I am working on a selfProjet for my own interest on data retrieval. I have one text file with the following format.
.I 1
.T
experimental investigation of the aerodynamics of a
wing in a slipstream . 1989
.A
brenckman,m.
.B
experimental investigation of the aerodynamics of a
wing in a slipstream .
.I 2
.T
simple shear flow past a flat plate in an incompressible fluid of small
viscosity .
.A
ting-yili
.B
some texts...
some more text....
.I 3
...
".I 1" indicate the beginning of chunk of text corresponding to doc ID1 and ".I 2" indicates the beginning of chunk of text corresponding to doc ID2.
I did:
- split the docs and put them in separate files
- delete stopwords (and, or, while, is, are, ...)

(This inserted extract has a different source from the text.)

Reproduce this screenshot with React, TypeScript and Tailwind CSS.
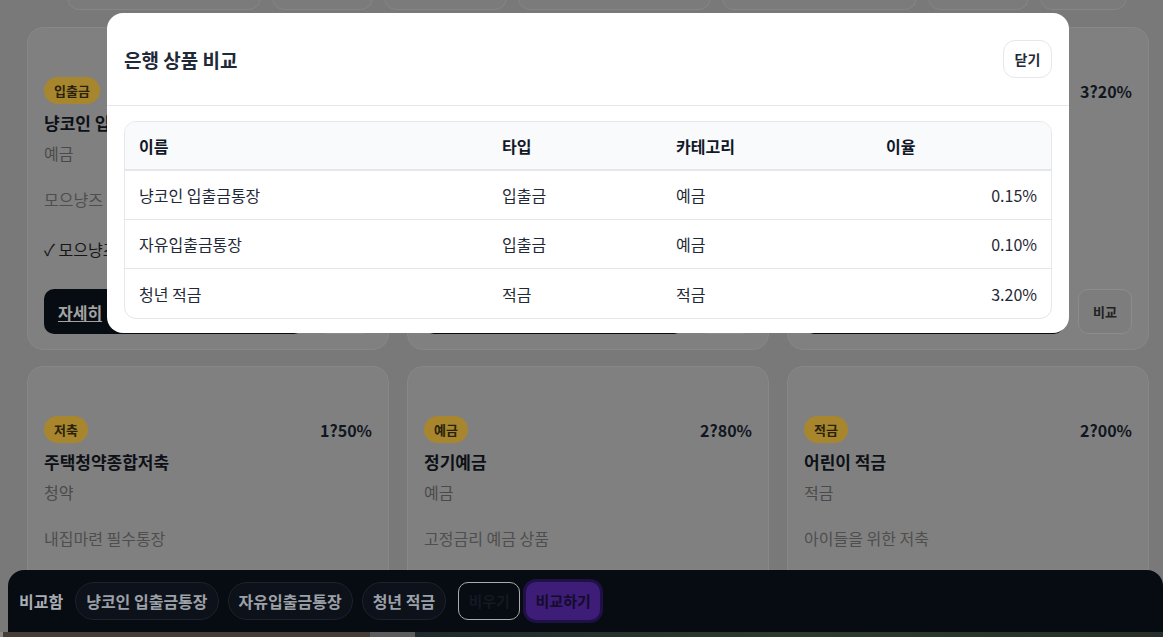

- stem the words to get the root of each (achievement, achieve, achievable, ...all converted to achiv and so on)
- and finally create e TreeMultiMap which looks like this:
{key: word} {Values are arraylist of docID and frequency of that word in that docID}
aerodynam [[Doc_00001,5],[Doc_01344,4],[Doc_00123,3]]
book [[Doc_00562,6],[Doc_01111,1]]
....
....
result [[Doc_00010,5]]
....
....
zzzz [[Doc_01235,1]]
Now my questions: Suppose that user is interested to know:
- what documents does have achieving and book? (idea)
- documents which has achieving and skills but not book nor video
- document include Aerodynamic
- and some other simple queries like this
(input) so suppose she enters
- achieving AND book
- (achieving AND skills) AND (NOT (book AND video))
- Aerodynamic
- .....and some other simple queries
(Output)
- [Doc_00562,6],[Doc_01121,5],[Doc_01151,3],[Doc_00012,2],[Doc_00001,1]
- ....
as you can see there might be
- Some precedence modifier (parenthesis which we dont know the depth)
- precedence of AND, OR, NOT
- and some other interesting challenges and issues
So, I would like to run the queries against the TreeMultimap and search in the words(key) and retrieve the Values(list of docs) to user.
how should I think about this problem and how to design my solution? what articles or algorithms should i read? any idea would be appreciated. (thanks for reading this long post)